In other words, the delicate balance of the islands’ environment has changed; no longer is their alignment well-suited for the clove. This is but one of the many ways in which the Spice Islands seem to be emblematic of a much larger predicament—for human civilisation too was able to flourish only when a great number of physical systems fell into alignment some 10,000 years ago, with the dawn of a period of relative climatic stability.
The journey of the clove is itself illustrative of the pace at which civilisation accelerated once the conditions were right. The earliest forms of writing appeared around 3200 BC and, within a millennium and a half, cloves had already become articles of luxury consumption more than 10,000 km from the islands where they grew. From then on, the demand for them mounted steadily—not so much because of the purpose they served but because of what they had come to represent. Cloves were a product that people needed in order to keep up with others, or to prove a point to their neighbours. They were the progenitor of the luxury good—the Fabergé egg, or the Gucci handbag—except that they played that role for thousands of years.
‘[The clove] is the precious Commodity,’ wrote a 17th-century Spanish historian, ‘which gives Power and Wealth to…Kings and causes their wars. This is the fruit of Discord…for it there has been, and still is, more fighting than for the Mines of Gold.’[1]
The dockside market at Banda Neira is busy most time of day
What this passage describes, however, is just a moment in the life-cycle of this commodity. Eventually seedlings of cloves and nutmeg were smuggled out of the Moluccas and transplanted elsewhere. As spices became more easily available, they lost their mystique. In Europe, where foods had once been very heavily spiced, tastes changed and the per capita consumption of spices began a long, steady decline. By the late 18th century the Dutch East India Company was mired in corruption and effectively bankrupt.
This cycle, too, is representative of something much greater than itself—it is a cautionary tale about processes of phenomenal growth that burn themselves out, depleting the very resources that fuel them. Today, like the cinders of a dead fire, evidence of the astonishing energies that were once generated by the clove and the nutmeg are littered across the Moluccas: the most revealing of them are the fortifications that stretch across the islands. Few are the places on earth that possess so dense and varied a collection of gun emplacements, citadels and strongholds.

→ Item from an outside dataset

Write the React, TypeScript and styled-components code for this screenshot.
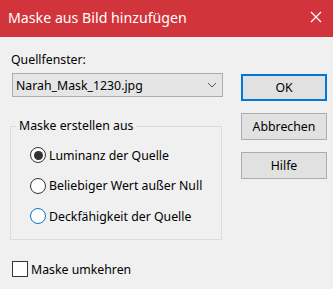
import React from "react";
import styled, { createGlobalStyle } from "styled-components";

const Global = createGlobalStyle`
  html, body { margin: 0; padding: 0; background: #f0f0f0; }
  body { font-family: "Noto Sans", "Liberation Sans", sans-serif; }
`;

const Window = styled.div`
  width: 333px;
  height: 289px;
  background: #f0f0f0;
  color: #000;
  font-size: 12.3px;
  overflow: hidden;
`;

const TitleBar = styled.div`
  height: 37px;
  background: #d1343a;
  color: #fff;
  display: flex;
  align-items: center;
  justify-content: space-between;
  padding: 0 11px 0 8px;
  font-size: 14.2px;
`;

const Title = styled.span`
  line-height: 20px;
  margin-top: -2px;
`;

const CloseIcon = styled.svg`
  width: 12px;
  height: 12px;
  margin-top: -3px;
`;

const Content = styled.div`
  display: flex;
  padding: 15px 0 0 10px;
`;

const LeftCol = styled.div`
  width: 213px;
  display: flex;
  flex-direction: column;
`;

const RightCol = styled.div`
  margin-left: 18px;
  margin-top: 22px;
  width: 86px;
  display: flex;
  flex-direction: column;
  gap: 12px;
`;

const FieldLabel = styled.div`
  line-height: 16px;
  margin-left: 1px;
`;

const Combo = styled.div`
  margin: 5px 0 0 2px;
  width: 211px;
  height: 24px;
  box-sizing: border-box;
  background: #e5e5e5;
  border: 1px solid #adadad;
  display: flex;
  align-items: center;
  justify-content: space-between;
  padding: 0 5px 0 3px;
`;

const Chevron = styled.svg`
  width: 10px;
  height: 6px;
`;

const GroupBox = styled.fieldset`
  margin: 21px 0 0 0;
  width: 212px;
  box-sizing: border-box;
  border: 1px solid #dcdcdc;
  padding: 6px 0 7px 0;
  display: grid;
  grid-auto-rows: 30.5px;
`;

const Legend = styled.legend`
  margin-left: 5px;
  padding: 0 3px;
  line-height: 16px;
`;

const RadioRow = styled.label`
  display: flex;
  align-items: center;
  gap: 3px;
  padding-left: 19px;
`;

const RadioCircle = styled.span<{ $checked?: boolean; $focus?: boolean }>`
  width: 16px;
  height: 16px;
  box-sizing: border-box;
  border-radius: 50%;
  border: 1px solid ${(p) => (p.$focus ? "#0078d7" : "#333")};
  background: #fff;
  display: flex;
  align-items: center;
  justify-content: center;
  &::after {
    content: "";
    width: 9px;
    height: 9px;
    border-radius: 50%;
    background: ${(p) => (p.$checked ? "#333" : "transparent")};
  }
`;

const CheckRow = styled.label`
  display: flex;
  align-items: center;
  gap: 3px;
  margin: 21px 0 0 2px;
`;

const CheckBox = styled.span`
  width: 16px;
  height: 16px;
  box-sizing: border-box;
  border: 1px solid #333;
  background: #fff;
`;

const Button = styled.button<{ $default?: boolean }>`
  height: 27px;
  width: 86px;
  box-sizing: border-box;
  background: #e1e1e1;
  border: ${(p) => (p.$default ? "2px solid #0078d7" : "1px solid #adadad")};
  font-family: inherit;
  font-size: inherit;
  color: #000;
  padding: 0;
`;

export default function App() {
  return (
    <Window>
      <Global />
      <TitleBar>
        <Title>Maske aus Bild hinzufügen</Title>
        <CloseIcon viewBox="0 0 12 12">
          <path d="M1 1 L11 11 M11 1 L1 11" stroke="#fff" strokeWidth="1.2" />
        </CloseIcon>
      </TitleBar>
      <Content>
        <LeftCol>
          <FieldLabel>Quellfenster:</FieldLabel>
          <Combo>
            <span>Narah_Mask_1230.jpg</span>
            <Chevron viewBox="0 0 10 6">
              <path d="M1 1 L5 5 L9 1" fill="none" stroke="#555" strokeWidth="1" />
            </Chevron>
          </Combo>
          <GroupBox>
            <Legend>Maske erstellen aus</Legend>
            <RadioRow>
              <RadioCircle $checked />
              Luminanz der Quelle
            </RadioRow>
            <RadioRow>
              <RadioCircle />
              Beliebiger Wert außer Null
            </RadioRow>
            <RadioRow>
              <RadioCircle $focus />
              Deckfähigkeit der Quelle
            </RadioRow>
          </GroupBox>
          <CheckRow>
            <CheckBox />
            Maske umkehren
          </CheckRow>
        </LeftCol>
        <RightCol>
          <Button $default>OK</Button>
          <Button>Abbrechen</Button>
          <Button>Hilfe</Button>
        </RightCol>
      </Content>
    </Window>
  );
}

The earliest of the Spice Island forts was erected by the Portuguese in Ternate in the 16th century, but some of the most imposing, like those of Tidore, were of Spanish origin. The Dutch forts came a little later, starting in the 17th century, and some of them are still in use today as military bases.
Most of the Meluku forts are now ruins, carefully tended by the government. They are well worth visiting, not only for their picturesque locations, but also because their very existence bears witness to the influence that spices have exerted on history and on the planet.
But the energies the Spice Islands generated were not only of a military nature; priests, dreamers and poets were also drawn into their orbit. St Francis Xavier came to Ternate, by way of Goa, in 1547, and one of his converts was a former queen called Nukila, who had once led a rebellion against the Portuguese. She was to become a legend, not only in the Moluccas (where she is known as Rainha Buki Raja) but also in Europe: Jacobean dramatist John Fletcher was inspired to write a 1647 play, The Island Princess, by an earlier Spanish novel about her.
Another visitor who came to Ternate by way of Goa was Luis de Camoes, author of the Portuguese national epic, The Lusiads: one if its verses is thought to be a description of Ternate. Even Cervantes, author of Don Quixote, was not immune to the influence of the Spice Islands: he invented a Moluccan character for one of his ‘exemplary novels’ of 1613.
But the flame of literary interest that the Moluccas had inspired in Europe withered with the fortunes of its prime commodities. In the 19th century, the Moluccas were instead written into the history of science by Alfred Russel Wallace, Charles Darwin’s fellow formulator of the theory of natural selection. Indeed, Wallace’s hallowed position in the annals of science rests upon an essay and a letter (the famous ‘Letter from Ternate’) that were sent from the Moluccas to London in 1858.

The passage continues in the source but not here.